Dorongan Pertumbuhan Kredit dan Perluasan Likuiditas
Bank Indonesia juga terus mendorong ekspansi kredit dan memperluas likuiditas melalui kebijakan moneter dan makroprudensial yang akomodatif. Langkah ini diharapkan mampu menggerakkan sektor riil dan mendukung pemulihan ekonomi nasional secara lebih merata.
Menurut Solikin, BI telah mengoptimalkan berbagai instrumen kebijakan untuk mendukung pertumbuhan kredit. “Bank Indonesia melalui kebijakan bank baik dari sisi moneter maupun sisi makroprudensial ini telah dimaksimalkan dan berupaya untuk mendukung pertumbuhan kredit dengan tetap mengawal stabilitas.
Kita lihat suku bunga sudah enam kali turun itu sejak akhir tahun 2024. Sampai digitnya sebesar 150 basis poin ekspansi likuiditas kita juga lakukan dari sisi moneter baik melalui penurunan sertifikat Bank Indonesia dan juga pembelian SBN,” ucapnya.
Kebijakan tersebut menjadi langkah lanjutan dalam memastikan bahwa pembiayaan bagi sektor produktif tetap tersedia, sekaligus menjaga agar perbankan memiliki ruang lebih besar untuk menyalurkan kredit.
BI juga terus memperkuat koordinasi dengan pemerintah guna memastikan kebijakan fiskal dan moneter berjalan searah dalam mendukung pertumbuhan ekonomi nasional.

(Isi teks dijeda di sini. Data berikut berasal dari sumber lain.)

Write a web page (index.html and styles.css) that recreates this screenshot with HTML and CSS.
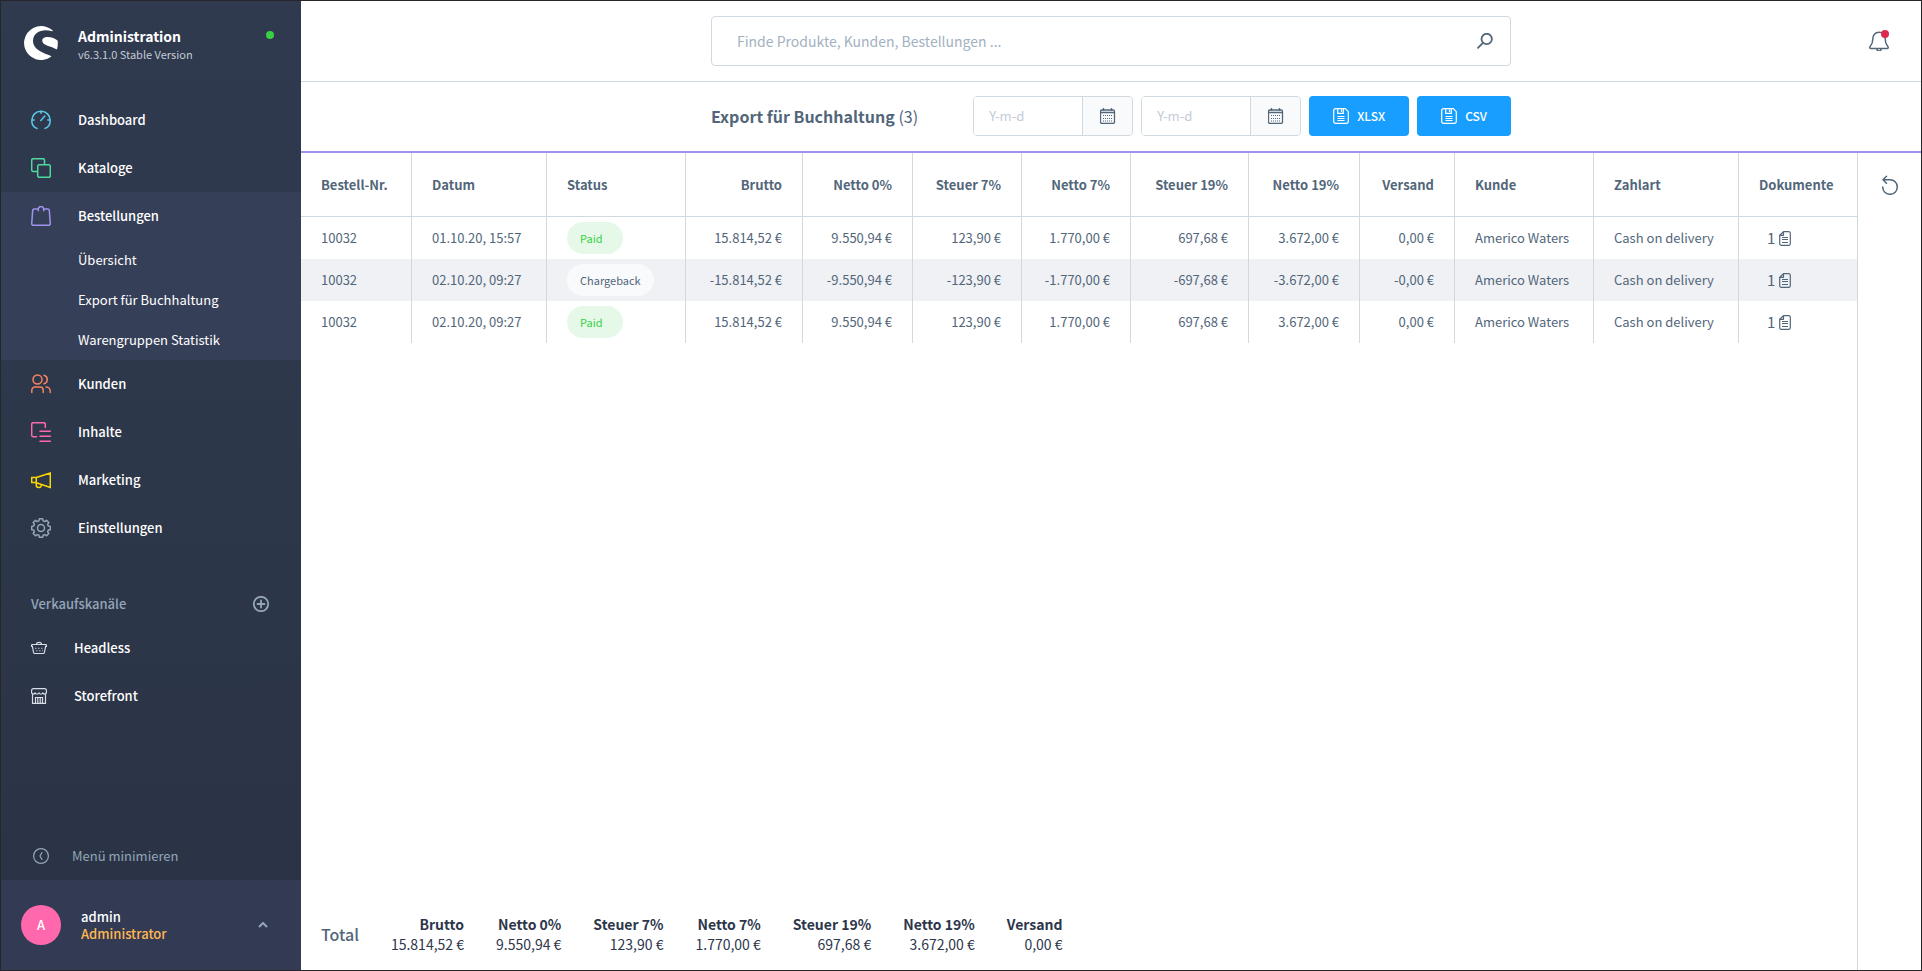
FILE: index.html
```html
<!DOCTYPE html>
<html lang="de">
<head>
<meta charset="utf-8">
<title>Export für Buchhaltung</title>
<link rel="stylesheet" href="styles.css">
</head>
<body>
<svg class="sprite" aria-hidden="true">
  <symbol id="calendar" viewBox="0 0 16 16"><path d="M2 2h11a1.500 1.500 0 0 1 1.500 1.500V14a1.500 1.500 0 0 1-1.500 1.500H2A1.500 1.500 0 0 1 .5 14V3.500A1.500 1.500 0 0 1 2 2zM.5 4.500h14M3.500 0v3M11.500 0v3" fill="none" stroke="currentColor" stroke-width="1.300"/><path d="M3 7.500h10M3 10.500h10M3 13h10" stroke="currentColor" stroke-width="1" stroke-dasharray="1 1"/></symbol>
  <symbol id="save" viewBox="0 0 16 16"><path d="M2.500.7h9.800l3 3v9.800a1.800 1.800 0 0 1-1.800 1.800h-11a1.800 1.800 0 0 1-1.800-1.800v-11A1.800 1.800 0 0 1 2.500.7zM4.700.7v4.600h5.600V.7M8.500 1.500V4M4.500 8.500h7M4.500 10.500h7M4.500 12.500h7" fill="none" stroke="currentColor" stroke-width="1.200"/></symbol>
  <symbol id="doc" viewBox="0 0 12 15"><path d="M4.500.7h5.300a1.500 1.500 0 0 1 1.500 1.500v10.600a1.500 1.500 0 0 1-1.500 1.500H2.200a1.500 1.500 0 0 1-1.500-1.500V4.300zM4.500.7v3.600H.7" fill="none" stroke="currentColor" stroke-width="1.200" stroke-linejoin="round"/><path d="M3 6.500h6M3 8.500h6M3 11.500h6" stroke="currentColor" stroke-width="1"/></symbol>
</svg>
<div class="app">
  <aside class="sidebar">
    <header class="brand">
      <svg class="brand-logo" viewBox="0 0 34 34" aria-hidden="true"><path fill="#fff" d="M28.500 4.300C25.400 1.600 21.400 0 17 0A17 17 0 1 0 27 30.800c.4-.3.300-.7-.1-.9C20 27.300 9 24 9 14.800 9 8.300 15 4.300 21.500 4.300c2.400 0 4.600.3 6.700.9.500.1.800-.5.300-.9z"/><path fill="#fff" d="M32.800 14C30.500 11.800 27 10.900 23.500 10.900c-3 0-5.300 1.500-5.300 3.500 0 5.300 9.500 5.600 14 8.800.3.200.8.100.9-.3.700-2.600.9-6 .6-7.900-.1-.4-.5-.7-.9-1z"/></svg>
      <div class="brand-text"><div class="brand-name">Administration</div><div class="brand-version">v6.3.1.0 Stable Version</div></div>
      <span class="status-dot"></span>
    </header>
    <nav class="nav">
      <a class="nav-item" href="#"><svg class="icon20 c-blue" viewBox="0 0 20 20"><path d="M6 18.400C2.800 17.300.8 14 .8 10.400a9.200 9.200 0 0 1 18.400 0c0 3.600-2 6.900-5.200 8M10 1v2.300M.8 10h2.400M16.800 10h2.400M9.800 10.400l4-4.300"/></svg>Dashboard</a>
      <a class="nav-item" href="#"><svg class="icon20 c-green" viewBox="0 0 20 20"><rect x="6.700" y="6.700" width="12.600" height="12.600" rx="1.500"/><path d="M13.500 6V2.200A1.500 1.500 0 0 0 12 .7H2.200A1.500 1.500 0 0 0 .7 2.200V12a1.500 1.500 0 0 0 1.500 1.500H6"/></svg>Kataloge</a>
      <div class="nav-group">
        <a class="nav-item" href="#"><svg class="icon20 c-violet" viewBox="0 0 20 20"><path d="M7.300 4.800V3.200a2.500 2.500 0 0 1 5.400 0v1.600M7 3H3.200A1.500 1.500 0 0 0 1.700 4.400L.7 17.700a1.500 1.500 0 0 0 1.500 1.600h15.600a1.500 1.500 0 0 0 1.500-1.600l-1-13.300A1.500 1.500 0 0 0 16.800 3H13"/></svg>Bestellungen</a>
        <a class="nav-sub" href="#">Übersicht</a>
        <a class="nav-sub" href="#">Export für Buchhaltung</a>
        <a class="nav-sub" href="#">Warengruppen Statistik</a>
      </div>
      <a class="nav-item" href="#"><svg class="icon20 c-orange" viewBox="0 0 20 20"><circle cx="6.500" cy="5.500" r="4.500"/><path d="M.8 18.500v-2.300A3.200 3.200 0 0 1 4 13h5a3.200 3.200 0 0 1 3.200 3.200v2.300M13 1.200a4.400 4.400 0 0 1 0 8.500M15 13a4 4 0 0 1 4.200 3.700v1.800"/></svg>Kunden</a>
      <a class="nav-item" href="#"><svg class="icon20 c-pink" viewBox="0 0 20 20"><path d="M14.300 5.500V2.200A1.500 1.500 0 0 0 12.800.7H2.200A1.500 1.500 0 0 0 .7 2.200v11a1.500 1.500 0 0 0 1.500 1.500h3.300M9 9.200h10.300M9 14.200h10.300M9 19.200h10.300"/></svg>Inhalte</a>
      <a class="nav-item" href="#"><svg class="icon20 c-yellow" viewBox="0 0 20 20"><path d="M.7 7.500h4.600v5H.7zM5.300 7.500L19.300 3v14.500L5.300 12.700M5.300 13.500v1.300a2.500 2.500 0 0 0 5 .4v-.7"/></svg>Marketing</a>
      <a class="nav-item" href="#"><svg class="icon20 c-grey" viewBox="0 0 20 20"><circle cx="10" cy="10" r="3.500"/><path d="M8.300.8h3.400l.4 2.100 1.600.7 1.800-1.300 2.300 2.300-1.200 1.800.7 1.600 2.100.4v3.300l-2.100.4-.7 1.600 1.200 1.800-2.300 2.300-1.800-1.200-1.600.6-.4 2.100H8.300l-.4-2.100-1.600-.6-1.800 1.200-2.300-2.300 1.200-1.800-.7-1.600-2-.4V8.400l2-.4.700-1.600-1.200-1.800 2.300-2.300 1.800 1.300 1.600-.7z" stroke-linejoin="round"/></svg>Einstellungen</a>
    </nav>
    <section class="channels">
      <div class="channels-head"><span>Verkaufskanäle</span><button class="plain" aria-label="Verkaufskanal hinzufügen"><svg class="icon16 c-grey bold" viewBox="0 0 16 16"><circle cx="8" cy="8" r="7.200"/><path d="M8 4.500v7M4.500 8h7"/></svg></button></div>
      <a class="channel" href="#"><svg class="icon16 c-light" viewBox="0 0 16 16"><path d="M1.200 4.500h13.600a.6.6 0 0 1 .6.600v1.300h-.8l-1.200 6.100a1.200 1.200 0 0 1-1.200 1H3.800a1.200 1.200 0 0 1-1.200-1L1.400 6.400H.6V5.100a.6.6 0 0 1 .6-.6zM5.500 4.300C5.500 1.700 10.500 1.700 10.500 4.300"/><path d="M4 8.300h9M5 10.800h7" stroke-width=".8" stroke-linecap="butt" stroke-dasharray="1.500 1.500"/></svg>Headless</a>
      <a class="channel" href="#"><svg class="icon16 c-light" viewBox="0 0 16 16"><path d="M2.500.6h11A1.900 1.900 0 0 1 15.400 2.500v2.300c-.5 1.600-2.500 1.600-3.700.2-.9 1.500-2.800 1.500-3.700 0-.9 1.500-2.800 1.500-3.700 0C3.100 6.400 1.100 6.400.6 4.800V2.500A1.900 1.900 0 0 1 2.500.6zM1.500 6.500v8.900h13V6.500M4.500 15.400V9.500h7v5.900M6.800 9.500v5.900M9.200 9.500v5.900"/></svg>Storefront</a>
    </section>
    <button class="collapse"><svg class="icon16 c-grey" viewBox="0 0 16 16"><circle cx="8" cy="8" r="7.400"/><path d="M9 4.500L7 8l2 3.500"/></svg>Menü minimieren</button>
    <button class="user"><span class="avatar">A</span><span class="user-text"><span class="user-name">admin</span><span class="user-role">Administrator</span></span><svg class="chevron" viewBox="0 0 10 6"><path d="M1 5l4-4 4 4"/></svg></button>
  </aside>
  <main class="main">
    <div class="topbar">
      <div class="search"><input type="text" aria-label="Suche" placeholder="Finde Produkte, Kunden, Bestellungen ..."><svg class="icon16 c-slate bold" viewBox="0 0 16 16"><circle cx="9.700" cy="6" r="5.200"/><path d="M5.900 9.800L1 14.800"/></svg></div>
      <button class="plain bell" aria-label="Benachrichtigungen"><svg class="icon20 c-slate" viewBox="0 0 20 20"><path d="M3.800 8C3.800 4 6 1.300 10 1.300S16.200 4 16.200 8c0 4.500 1 5.700 2.500 7.300.9 1 .6 2.200-.6 2.200H1.900c-1.200 0-1.500-1.200-.6-2.200C2.800 13.700 3.800 12.500 3.800 8zM8 18a2 2 0 0 0 4 0"/></svg><span class="bell-dot"></span></button>
    </div>
    <div class="pagebar">
      <div class="pagebar-inner">
        <h1 class="title">Export für Buchhaltung <span>(3)</span></h1>
        <div class="date"><input type="text" aria-label="Von" placeholder="Y-m-d"><button aria-label="Kalender öffnen"><svg class="glyph16" viewBox="0 0 16 16"><use href="#calendar"/></svg></button></div>
        <div class="date"><input type="text" aria-label="Bis" placeholder="Y-m-d"><button aria-label="Kalender öffnen"><svg class="glyph16" viewBox="0 0 16 16"><use href="#calendar"/></svg></button></div>
        <button class="primary"><svg class="glyph16" viewBox="0 0 16 16"><use href="#save"/></svg>XLSX</button>
        <button class="primary"><svg class="glyph16" viewBox="0 0 16 16"><use href="#save"/></svg>CSV</button>
      </div>
    </div>
    <div class="content">
      <div class="listing">
        <table class="grid">
          <colgroup><col class="w-nr"><col class="w-date"><col class="w-status"><col class="w-gross"><col class="w-sum"><col class="w-tax7"><col class="w-tax7"><col class="w-docs"><col class="w-nr"><col class="w-ship"><col class="w-status"><col class="w-pay"><col class="w-docs"></colgroup>
          <thead><tr><th>Bestell-Nr.</th><th>Datum</th><th>Status</th><th class="num">Brutto</th><th class="num">Netto 0%</th><th class="num">Steuer 7%</th><th class="num">Netto 7%</th><th class="num">Steuer 19%</th><th class="num">Netto 19%</th><th class="num">Versand</th><th>Kunde</th><th>Zahlart</th><th>Dokumente</th></tr></thead>
          <tbody>
            <tr><td>10032</td><td>01.10.20, 15:57</td><td><span class="pill paid">Paid</span></td><td class="num">15.814,52 €</td><td class="num">9.550,94 €</td><td class="num">123,90 €</td><td class="num">1.770,00 €</td><td class="num">697,68 €</td><td class="num">3.672,00 €</td><td class="num">0,00 €</td><td>Americo Waters</td><td>Cash on delivery</td><td><span class="docs">1<svg class="doc" viewBox="0 0 12 15"><use href="#doc"/></svg></span></td></tr>
            <tr><td>10032</td><td>02.10.20, 09:27</td><td><span class="pill">Chargeback</span></td><td class="num">-15.814,52 €</td><td class="num">-9.550,94 €</td><td class="num">-123,90 €</td><td class="num">-1.770,00 €</td><td class="num">-697,68 €</td><td class="num">-3.672,00 €</td><td class="num">-0,00 €</td><td>Americo Waters</td><td>Cash on delivery</td><td><span class="docs">1<svg class="doc" viewBox="0 0 12 15"><use href="#doc"/></svg></span></td></tr>
            <tr><td>10032</td><td>02.10.20, 09:27</td><td><span class="pill paid">Paid</span></td><td class="num">15.814,52 €</td><td class="num">9.550,94 €</td><td class="num">123,90 €</td><td class="num">1.770,00 €</td><td class="num">697,68 €</td><td class="num">3.672,00 €</td><td class="num">0,00 €</td><td>Americo Waters</td><td>Cash on delivery</td><td><span class="docs">1<svg class="doc" viewBox="0 0 12 15"><use href="#doc"/></svg></span></td></tr>
          </tbody>
        </table>
        <div class="totals">
          <div class="totals-label">Total</div>
          <dl><dt>Brutto</dt><dd>15.814,52 €</dd></dl>
          <dl><dt>Netto 0%</dt><dd>9.550,94 €</dd></dl>
          <dl><dt>Steuer 7%</dt><dd>123,90 €</dd></dl>
          <dl><dt>Netto 7%</dt><dd>1.770,00 €</dd></dl>
          <dl><dt>Steuer 19%</dt><dd>697,68 €</dd></dl>
          <dl><dt>Netto 19%</dt><dd>3.672,00 €</dd></dl>
          <dl><dt>Versand</dt><dd>0,00 €</dd></dl>
        </div>
      </div>
      <div class="tools"><button class="plain" aria-label="Aktualisieren"><svg class="icon20 c-slate" viewBox="0 0 20 20"><path d="M2.700 12A7.300 7.300 0 1 0 10 4.700H3M6.500 1.200L3 4.700l3.500 3.500"/></svg></button></div>
    </div>
  </main>
</div>
</body>
</html>
```
FILE: styles.css
```css
* { box-sizing: border-box; }

body {
  margin: 0;
  font: 13px/20px "Noto Sans CJK SC", "Noto Sans", sans-serif;
  color: #52667a;
}

a { color: inherit; text-decoration: none; }
button, input { font: inherit; color: inherit; margin: 0; }
button { border: 0; cursor: pointer; }
svg { display: block; flex: none; }

.sprite { position: absolute; width: 0; height: 0; }

.app {
  display: flex;
  min-height: 100vh;
  border: 1px solid #26262a;
  background: #fff;
}

/* Icons */
.icon20, .icon16 { fill: none; stroke: currentColor; stroke-width: 1.5; stroke-linecap: round; }
.icon20 { width: 20px; height: 20px; }
.icon16, .glyph16 { width: 16px; height: 16px; }
.icon16 { stroke-width: 1.2; }
.icon16.bold { stroke-width: 1.8; }
.c-blue { color: #5cc8e8; }
.c-green { color: #4fd99c; }
.c-violet { color: #a092f0; }
.c-orange { color: #f58461; }
.c-pink { color: #ff68ac; }
.c-yellow { color: #ffd700; }
.c-grey { color: #94a6b8; }
.c-light { color: #d8dde6; }
.c-slate { color: #52667a; }

.plain { background: none; padding: 0; }

/* Sidebar */
.sidebar {
  width: 300px;
  flex: none;
  display: flex;
  flex-direction: column;
  background: linear-gradient(#303a4f, #2d374a 50%, #2a3345);
  color: #fff;
}

.brand {
  display: flex;
  align-items: flex-start;
  gap: 20px;
  height: 95px;
  padding: 25px 27px 0 23px;
}
.brand-logo { width: 34px; height: 34px; }
.brand-text { flex: 1; }
.brand-name { font-size: 14px; font-weight: 600; line-height: 20px; }
.brand-version { font-size: 11px; line-height: 16px; color: #c3cad5; }
.status-dot { width: 8px; height: 8px; margin-top: 5px; border-radius: 50%; background: #37d046; }

.nav-item {
  display: flex;
  align-items: center;
  gap: 27px;
  height: 48px;
  padding-left: 30px;
  font-weight: 500;
}
.nav-group { background: #363f58; }
.nav-sub { display: block; padding: 10px 0 10px 77px; }

.channels { padding: 31px 32px 0 30px; }
.channels-head {
  display: flex;
  align-items: center;
  justify-content: space-between;
  height: 41px;
  font-weight: 500;
  color: #94a6b8;
}
.channel { display: flex; align-items: center; gap: 27px; height: 48px; font-weight: 500; }

.collapse {
  display: flex;
  align-items: center;
  gap: 23px;
  height: 48px;
  margin-top: auto;
  padding: 0 32px;
  background: none;
  color: #94a6b8;
}

.user {
  display: flex;
  align-items: center;
  gap: 20px;
  height: 90px;
  padding: 0 33px 0 20px;
  background: #323b53;
  text-align: left;
  font-weight: 500;
}
.avatar {
  width: 40px;
  height: 40px;
  border-radius: 50%;
  background: #ff68ac;
  color: #fff;
  line-height: 40px;
  text-align: center;
}
.user-text { flex: 1; display: flex; flex-direction: column; line-height: 17px; }
.user-name { color: #fff; }
.user-role { color: #ffb752; }
.chevron { width: 10px; height: 6px; fill: none; stroke: #94a6b8; stroke-width: 2; }

/* Main area */
.main { flex: 1; min-width: 0; display: flex; flex-direction: column; }

.topbar {
  display: grid;
  grid-template-columns: 1fr minmax(0, 800px) 1fr;
  align-items: center;
  height: 81px;
  padding: 0 32px;
  border-bottom: 1px solid #d1d9e0;
}
.search {
  grid-column: 2;
  display: flex;
  align-items: center;
  height: 50px;
  padding: 0 17px 0 25px;
  border: 1px solid #d1d9e0;
  border-radius: 4px;
}
.search input { flex: 1; border: 0; outline: 0; padding: 0; background: none; font-size: 14px; }
.search input::placeholder { color: #a3b1bf; opacity: 1; }
.bell { position: relative; justify-self: end; }
.bell-dot {
  position: absolute;
  top: -1px;
  right: 0;
  width: 8px;
  height: 8px;
  border-radius: 50%;
  background: #de294c;
}

.pagebar { padding: 14px 32px 15px; border-bottom: 2px solid #a092f0; }
.pagebar-inner { display: flex; align-items: center; gap: 8px; max-width: 800px; margin: 0 auto; }
.title { flex: 1; margin: 0; font-size: 16px; line-height: 24px; font-weight: 600; }
.title span { font-weight: 400; }

.date {
  display: flex;
  width: 160px;
  height: 40px;
  border: 1px solid #d1d9e0;
  border-radius: 4px;
  overflow: hidden;
}
.date input { flex: 1; min-width: 0; border: 0; outline: 0; padding: 0 15px; }
.date input::placeholder { color: #c2ccd6; opacity: 1; }
.date button {
  display: flex;
  align-items: center;
  justify-content: center;
  width: 50px;
  padding: 0;
  border-left: 1px solid #d1d9e0;
  background: #f9fafb;
}
.primary {
  display: flex;
  align-items: center;
  gap: 8px;
  height: 40px;
  padding: 0 24px;
  border-radius: 4px;
  background: #189eff;
  color: #fff;
  font-size: 12px;
  font-weight: 500;
}

.content { flex: 1; display: flex; }
.listing {
  flex: 1;
  min-width: 0;
  display: flex;
  flex-direction: column;
  justify-content: space-between;
}

.grid { width: 100%; table-layout: fixed; border-collapse: separate; border-spacing: 0; }
.grid th, .grid td {
  padding: 0 20px;
  border-right: 1px solid #d1d9e0;
  text-align: left;
  white-space: nowrap;
}
.grid th { height: 64px; border-bottom: 1px solid #d1d9e0; font-weight: 700; }
.grid td { height: 42px; }
.grid th:last-child, .grid td:last-child { border-right: 0; }
.grid .num { text-align: right; }
.grid tbody tr:nth-child(even) { background: #f0f1f5; }
.w-nr { width: 111px; }
.w-date { width: 135px; }
.w-status { width: 139px; }
.w-gross { width: 117px; }
.w-sum { width: 110px; }
.w-tax7 { width: 109px; }
.w-ship { width: 95px; }
.w-pay { width: 145px; }
.w-docs { width: 118px; }

.pill {
  display: inline-block;
  min-width: 56px;
  padding: 0 13px;
  border-radius: 16px;
  background: #f9fafb;
  font-size: 11px;
  line-height: 32px;
  vertical-align: middle;
}
.paid { background: #e6f9e8; color: #37d046; }
.docs { display: flex; align-items: center; gap: 4px; padding-left: 8px; font-size: 15px; }
.doc { width: 12px; height: 15px; }

.totals { display: flex; align-items: center; gap: 32px; padding: 0 20px 16px; font-size: 14px; }
.totals-label { font-size: 16px; font-weight: 500; }
.totals dl { margin: 0; text-align: right; color: #2d364b; }
.totals dt { font-weight: 700; }
.totals dd { margin: 0; }

.tools { width: 64px; padding: 22px 0 0 22px; border-left: 1px solid #d1d9e0; }
```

Keterpaduan kebijakan antara BI dan pemerintah diharapkan dapat menjaga momentum ekonomi di tengah tekanan eksternal. Stabilitas harga, nilai tukar yang terjaga, serta ketersediaan likuiditas menjadi tiga pilar utama dalam mendukung perekonomian agar tetap kuat menghadapi dinamika global.
Arah Kebijakan Menyongsong Stabilitas dan Pemulihan Ekonomi
Keputusan BI menahan suku bunga menjadi sinyal bahwa fokus utama saat ini bukan sekadar mendorong pertumbuhan, tetapi juga memastikan stabilitas makroekonomi tetap terkendali.
Dalam kondisi dunia yang sarat ketidakpastian, kebijakan yang berhati-hati menjadi pilihan yang paling rasional untuk menjaga keseimbangan antara stabilitas dan ekspansi.
Dengan likuiditas perbankan yang terjaga dan risiko kredit rendah, sektor keuangan nasional masih memiliki ruang untuk tumbuh. BI akan terus meninjau kondisi ekonomi global dan domestik secara berkala untuk menentukan arah kebijakan berikutnya.
Ke depan, BI berharap langkah konsisten dalam menjaga suku bunga dan memperluas kebijakan pro growth akan memberikan efek positif terhadap pertumbuhan kredit, investasi, serta daya beli masyarakat.
Kebijakan moneter yang stabil, disertai sinergi lintas sektor, akan menjadi fondasi kuat bagi Indonesia untuk mempertahankan daya tahannya di tengah ketidakpastian ekonomi dunia.